In response to student questions, Dudley, who is a close ally of Fed Chairman Ben Bernanke, said the Fed remains convinced the benefits of the quantitative easing program outweigh the costs, adding there are no current signs the bond-buying is leading to "disturbing" asset bubbles.
But Dudley was clearly more upbeat than the last time he publicly weighed in on the state of the economy in the wake of the 2007-2009 recession.
In late September, he said the labor market was not yet healthy and the broader recovery still needed monetary support from the Fed.
The comments come days after fellow Janet Yellen, the Fed's vice chair and President Barack Obama's nominee to succeed Bernanke, defended the Fed's bold steps to spur growth and said she would press on until she was satisfied a durable recovery was in place.
Plosser said he expected inflation to drift back toward the Fed's 2 percent target in the next year and the jobless rate, now at 7.3 percent, to end 2014 at 6.25 percent, a considerably rosier outlook than many of his Fed colleagues.

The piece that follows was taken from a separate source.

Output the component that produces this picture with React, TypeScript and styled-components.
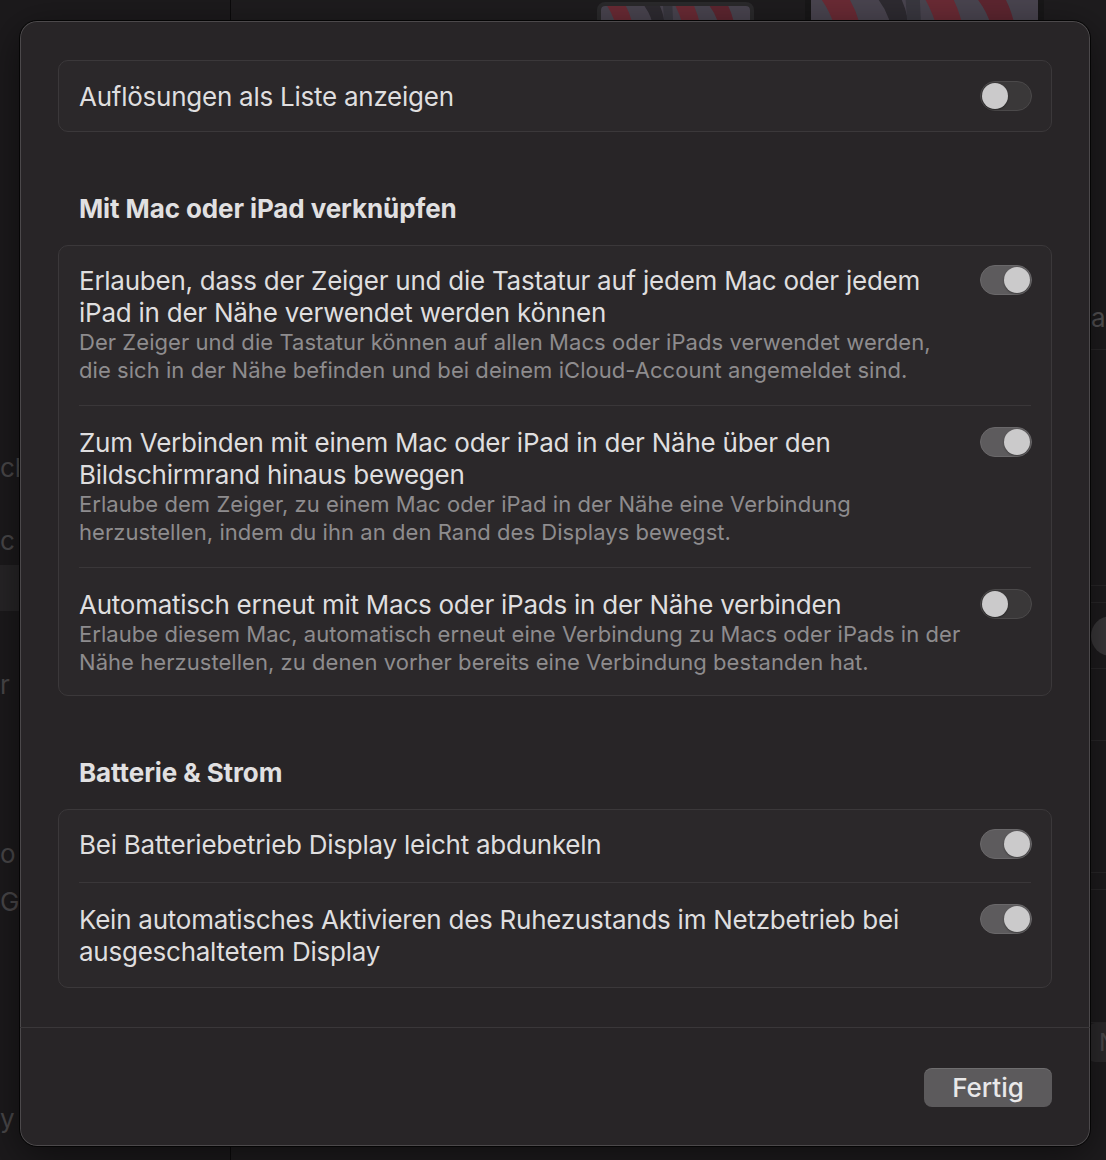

The Fed has said it would keep interest rates at record lows at least until the jobless rate hits 6.5 percent and inflation expectations are no more than 2.5 percent.
Two Fed papers published this month suggested the central bank should wait until unemployment hits 6 percent before making any changes.
Speaking to reporters after his speech, Plosser said those papers "weren't written by policymakers, they were written by staff."
He added, "Staff do lots of things that are basically ideas. It doesn't mean they will be accepted by the committee."